Treasury bonds, yields and the fading cushion

For decades, Treasuries benefited from a cushion that made investors willing to accept lower returns in exchange for safety and liquidity. The IMF says that cushion is eroding. It points to a compressed spread between AAA-rated corporate bond yields and Treasury yields, a signal that the usual advantage of U. S. government debt is narrowing. The report also says the international “convenience yield” of Treasuries has recently turned negative, meaning Treasuries now offer a higher yield than synthetic-dollar equivalents for hedged G10 sovereign bonds. That is a subtle but important shift: the national debt of the united states is not only larger, it is becoming more expensive to service as the market demands more compensation.

What is driving the pressure on markets

The IMF links the strain to both supply and demand. On the supply side, U. S. debt is rising while record corporate issuance competes for investor capital, including heavy borrowing from AI hyperscalers spending hundreds of billions a year. On the demand side, global central banks are becoming less prominent buyers, while hedge funds have taken on bigger roles. The Treasury Department has also increasingly relied on short-term debt, which must be rolled over more frequently and is therefore more exposed to shifts in market conditions. In that setting, the national debt of the united states is not just growing; it is being financed in ways that may amplify vulnerability if sentiment changes abruptly.

Expert views on a narrowing policy window

The IMF’s message is unusually blunt. “The window for orderly fiscal adjustment is narrowing, ” the institution said, adding that advanced economies with large debt loads need concrete, well-sequenced consolidation measures rather than aspirational medium-term targets. The IMF also said Washington faces “inescapable” arithmetic and urged action on both revenue and expenditures, including entitlement programs.
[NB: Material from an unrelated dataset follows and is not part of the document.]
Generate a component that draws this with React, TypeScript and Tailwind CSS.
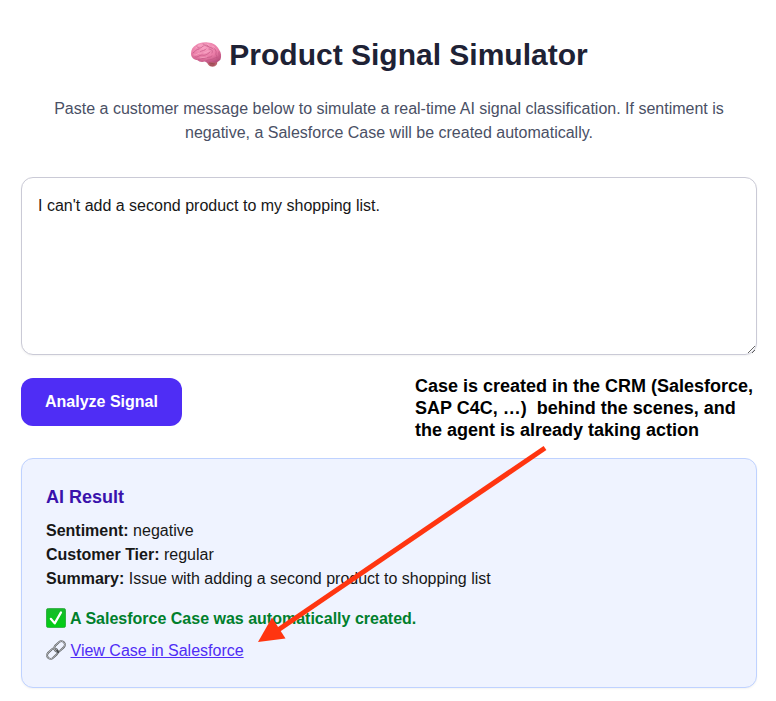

Torsten Slok, Chief Economist at Apollo, added a market-risk dimension, saying hedge funds own a record-high 8% of U. S. Treasuries and that combined repo and prime brokerage borrowing exceeds $6 trillion. He warned that any forced unwind of leveraged positions could send shockwaves through global fixed income markets. That is a reminder that the national debt of the united states is now tied not only to fiscal policy, but also to financial plumbing.

Regional and global ripple effects

The implications extend beyond Washington. The IMF says higher Treasury supply is pushing borrowing costs globally, and the erosion of Treasuries’ relative advantage is already visible in other parts of the bond market. Demand has surged for sovereign, supranational and agency debt, including World Bank and European Investment Bank bonds. One recent three-year European Investment Bank auction drew more than $33 billion of orders for $4 billion of bonds, showing that some investors are seeking alternatives even when yields remain closely aligned with Treasuries.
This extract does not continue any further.